I can’t say that I don’t cry anymore, because I do sometimes. It’s still sad. She is declining slowly. Although she still remembers me & Tony, the majority of her memories of her life and family are not present. I miss my mom.

On several occasions I have shared the stupid quote on the owl keepsake and usually found that others didn’t seem to find it as offensive. But if you can understand, if you have a loved one experiencing memory loss, I want to share the following three thoughts that came to mind as I reflected on the last few years.


Just do the next right thing.

When faced with daily decisions, research as best you can and then make the best choices you can at that moment. I was constantly overcome with worry as I made life-impacting decisions for someone else. I experienced analysis paralysis before each new decision and should-have realizations afterwards. Even decisions made with advice from professionals were, in hindsight, not the best for mom. It was an exhausting cycle.
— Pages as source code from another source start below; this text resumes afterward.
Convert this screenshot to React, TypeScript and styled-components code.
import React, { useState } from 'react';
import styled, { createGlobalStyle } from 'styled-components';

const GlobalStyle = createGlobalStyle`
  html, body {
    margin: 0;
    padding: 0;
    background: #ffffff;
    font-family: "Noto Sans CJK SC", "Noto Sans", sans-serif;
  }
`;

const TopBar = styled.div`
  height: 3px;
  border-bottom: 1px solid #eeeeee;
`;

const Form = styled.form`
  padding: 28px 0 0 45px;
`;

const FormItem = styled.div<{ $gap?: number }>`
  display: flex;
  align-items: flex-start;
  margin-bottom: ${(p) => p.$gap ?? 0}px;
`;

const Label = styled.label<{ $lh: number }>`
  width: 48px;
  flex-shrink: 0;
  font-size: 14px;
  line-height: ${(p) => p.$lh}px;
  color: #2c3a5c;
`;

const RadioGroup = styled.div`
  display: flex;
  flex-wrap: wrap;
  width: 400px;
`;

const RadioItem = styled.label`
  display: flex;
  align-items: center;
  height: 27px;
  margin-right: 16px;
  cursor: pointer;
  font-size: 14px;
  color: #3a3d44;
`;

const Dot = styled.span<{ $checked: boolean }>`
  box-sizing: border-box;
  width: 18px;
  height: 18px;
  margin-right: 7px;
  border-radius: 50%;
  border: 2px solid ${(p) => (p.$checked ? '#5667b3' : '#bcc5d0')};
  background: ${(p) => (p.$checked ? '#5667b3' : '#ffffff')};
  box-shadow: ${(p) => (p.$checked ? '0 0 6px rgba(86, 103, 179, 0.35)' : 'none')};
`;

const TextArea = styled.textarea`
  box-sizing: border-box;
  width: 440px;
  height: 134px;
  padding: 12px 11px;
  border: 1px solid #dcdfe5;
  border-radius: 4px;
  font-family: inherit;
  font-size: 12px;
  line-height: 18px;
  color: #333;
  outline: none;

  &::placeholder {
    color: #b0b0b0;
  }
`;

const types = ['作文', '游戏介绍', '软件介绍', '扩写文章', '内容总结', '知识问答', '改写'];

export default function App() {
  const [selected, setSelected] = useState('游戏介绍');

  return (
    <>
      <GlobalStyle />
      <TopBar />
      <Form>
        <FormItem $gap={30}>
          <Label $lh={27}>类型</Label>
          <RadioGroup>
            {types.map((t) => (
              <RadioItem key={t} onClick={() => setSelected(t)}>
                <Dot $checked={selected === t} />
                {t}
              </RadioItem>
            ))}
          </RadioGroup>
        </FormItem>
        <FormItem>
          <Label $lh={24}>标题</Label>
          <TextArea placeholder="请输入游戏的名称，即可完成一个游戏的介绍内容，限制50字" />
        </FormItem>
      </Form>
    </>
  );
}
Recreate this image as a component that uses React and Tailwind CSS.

But what I did find is that despite the mistakes I made, the blessings outnumbered the misfortunes. There were countless situations where someone showed up to help – people I didn’t expect, or even know sometimes, that provided what we needed when we needed it. Keep moving forward doing the next right thing.

Surround yourself with friends.

Take time to allow others to embrace you. It was helpful to talk about the frustrations and emotional challenges – to vent to someone that would just listen. I found comfort in support groups and online forums related to dementia hearing that others were able to cope well with the challenges.

Other times it was such a relief to talk about anything else. I am thankful for friends that have prayed with me and for us — always believing the best for my family. They helped me to stay me.

Make new memories.

Cherish little moments. The conversation exchanges between my mom and those sharing her path are precious and make me smile. Things will never be the same but they can still bring love and laughter. Move forward, which sometimes means just being still, and look for happy.

 

Memories are not forever.  Not for someone experiencing dementia. But I have learned that embracing the good today brings comfort to you and to your loved ones. Oh, and when reading quotes, don’t worry yourself with the ones that seem inaccurate — they might just be right for someone else.

 

YOUR life is beautiful… love it out!